Anne Waldman is the author of numerous volumes of poetry, including the feminist epic The Iovis Trilogy: Colors in the Mechanism of Concealment, which won the PEN Center USA Award for Poetry in 2012. Other books include Bard, Kinetic; Trickster Feminism; Voice’s Daughter of a Heart Yet to Be Born, Manatee/Humanity; Gossamurmur; Jaguar Harmonics; and the anthologies Cross Worlds: Transcultural Poetics (co-edited with Laura Wright) and New Weathers: Poetics from the Naropa Archive (co-edited with Emma Gomis). She is the recipient of many awards including the Shelley Memorial Award, a Guggenheim fellowship, the Before Columbus Foundation Lifetime Achievement Award, and is a former chancellor of the Academy of American Poets.

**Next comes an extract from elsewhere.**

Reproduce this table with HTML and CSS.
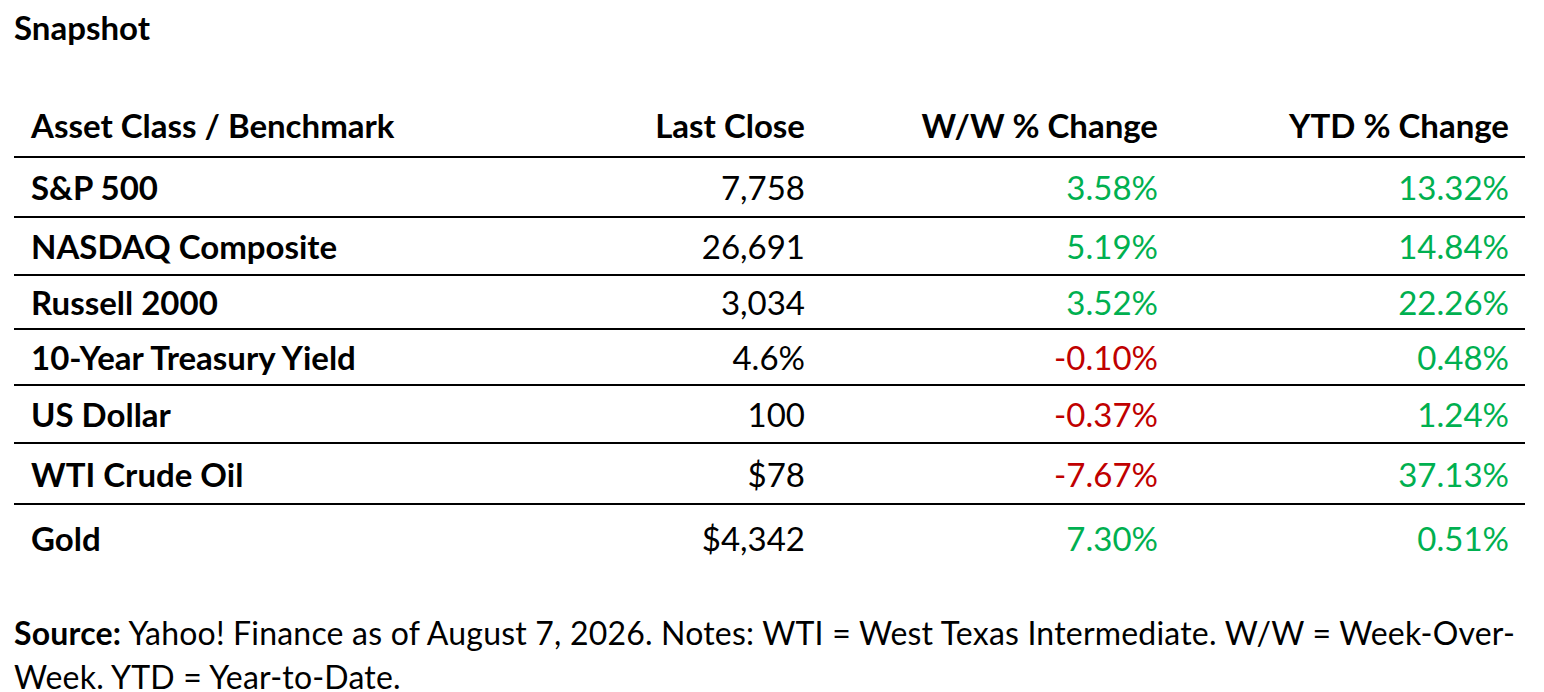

Waldman was one of the founders of the
Poetry Project at St. Mark’s Church and, with Diane di Prima and Allen Ginsberg, founded the celebrated Jack Kerouac School of Disembodied
Poetics at Naropa University in Boulder, the first Buddhist-inspired
university in the West, where she continued as director for many years
and now curates the Summer Writing Program. She has taught and presented
at schools, conferences, and festivals worldwide.